A hire car transforms both islands, and I'd always recommend having one. The best beaches, viewpoints and mountain villages are all reached by road, and the drives themselves are part of the experience. The one thing most people don't realise is that standard rental agreements typically forbid taking a vehicle between France and Italy on the ferry. Rather than navigating that, I arrange what I call a Seamless Handover: a hire car on each island, coordinated so the changeover in Bonifacio is effortless. You drive to the harbour, cross as a foot passenger, and there's a fresh car waiting on the other side in Sardinia. No insurance headaches, no ferry ramps, no anxiety. Just the trip.
When is the best time to visit Corsica and Sardinia?
May, June and September are ideal.

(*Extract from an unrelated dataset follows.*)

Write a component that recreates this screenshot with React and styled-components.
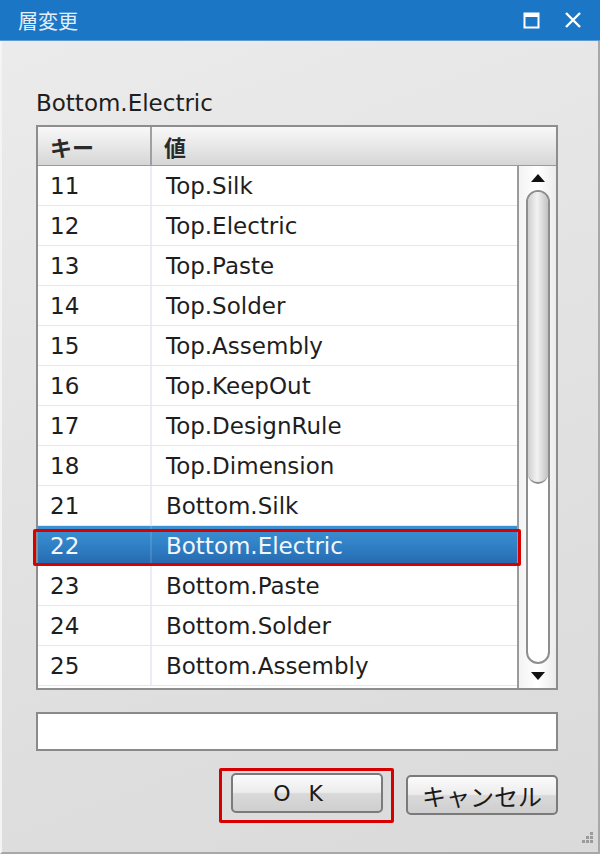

The sea is warm, the roads are quiet compared to July and August, and you can actually park near the beaches. July and August are stunning but very busy - prices rise, ferries fill up, and the best spots get crowded. If school holidays mean you must go in summer, I'll still make it work.
How do you get between the two islands?
The most straightforward route is the Bonifacio to Santa Teresa Gallura crossing, which takes about an hour. Moby Lines and Ichnusa Lines operate it, with multiple sailings a day in summer and a reliable year-round service. I sort all ferry bookings as part of the trip, so you don't have to navigate operators, timetables or vehicle permits yourself.
How long do you need for both islands?
I'd suggest a minimum of ten nights - roughly five on each island. That gives you time to breathe, explore at a sensible pace, and not feel like you're rushing from one scenic viewpoint to the next. Twelve nights is even better if you can manage it.